Un sacchetto per tutti i gusti. Insalate, spinaci, minestroni. Oppure vaschette: polli, spiedini, salumi, tortellini. Un’orgia di cibi impreziositi dal packaging attivo, che permette di stivarli in frigo per giorni, settimane (magari un mese). Con la sola preoccupazione di liberarli dall’involucro e renderli presentabili/mangiabili quando servono.

Negli ultimi giorni, Coldiretti e il mensile “Dimagrire” hanno osservato, analizzato, decifrato abitudini e pulsioni alimentari. E l’acquisto di cibi freschi preconfezionati ha stravinto. I numeri della ricerca dell’Editrice Riza evidenziano percentuali da elezioni bulgare: sette intervistati su dieci li comprano quasi quotidianamente, con preferenza per l’insalata, seguita da verdura, frutta, salumi, pasta fresca, pane, formaggio grattugiato. Tre intervistati su dieci frequentano abitualmente anche gli scaffali delle carni preparate: polli, hamburger e spiedini, tagliati, puliti, sporzionati, sigillati.

La cosiddetta “quarta gamma” rappresenta oggi il 10% del valore di mercato dei prodotti ortofrutticoli acquistati nel 2005. Una sorta di Everest del pronto-in tavola: 58 milioni di kg solo di vegetali, per quasi mezzo miliardo di euro di spesa, con un trend in crescita del 15% annuo. I grandi consumatori di buste & vaschette sono concentrati tra nord ovest e centro (due abitanti su tre) mentre al sud i numeri calano vistosamente (uno su quattro): sia perché s’inverte la proporzione tempo-denaro, sia perché al sud il legame con la terra – personale o grazie a famigliari e amici contadini – è ancora solido.

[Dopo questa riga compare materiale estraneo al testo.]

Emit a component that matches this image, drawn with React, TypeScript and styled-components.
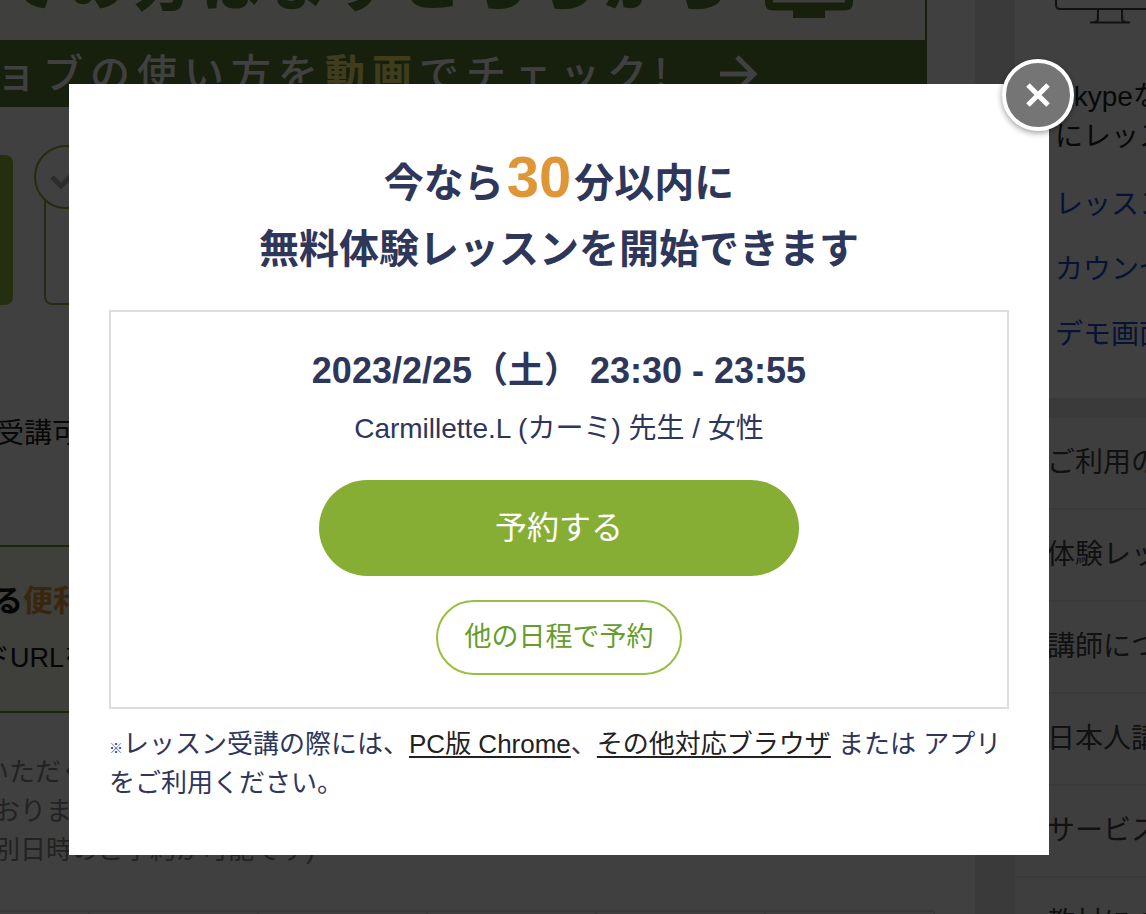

Si risparmia tempo, sicuramente non denaro. A fronte di una spesa anche sei volte superiore – un’enormità! – la spiegazione si veste di salutismo: i preconfezionati, secondo la maggior parte delle risposte, garantiscono più igiene. Solo in seconda battuta risultano più pratici da consumare e piacciono di più ai bambini. Il marchio Bio ha il suo peso per un italiano su tre. Praticamente la stessa percentuale di chi dichiara di leggere con attenzione le etichette…Il guaio è che igiene e salubrità non sempre coincidono.

Certo, la diffusione della tecnologia MAP – Modified Atmosphere Packaging – ha incrementato la durata fino a 400 volte rispetto a quella naturale. In compenso, il lavaggio dell’insalata avviene in acqua clorurata, con una concentrazione venti volte superiore a quella della piscina: pratica non consentita nelle produzioni bio, che lascia residui clorurati sulle foglie.

Quanto alla miscela di gas anti-deterioramento e scolorimento – ossigeno e anidride carbonica in proporzioni invertite rispetto all’aria – l’Istituto della Nutrizione ha recentemente accertato un crollo verticale delle proprietà antiossidanti presenti nelle foglie, già di per sé cariche di una dozzina di trattamenti chimici. Se il dubbio vi tormenta, procuratevi una copia di “Non c’è sull’etichetta” dell’inglese Felicy Lawrence. Letto il libro, sarete felici di attrezzare il vostro micro-orto personale.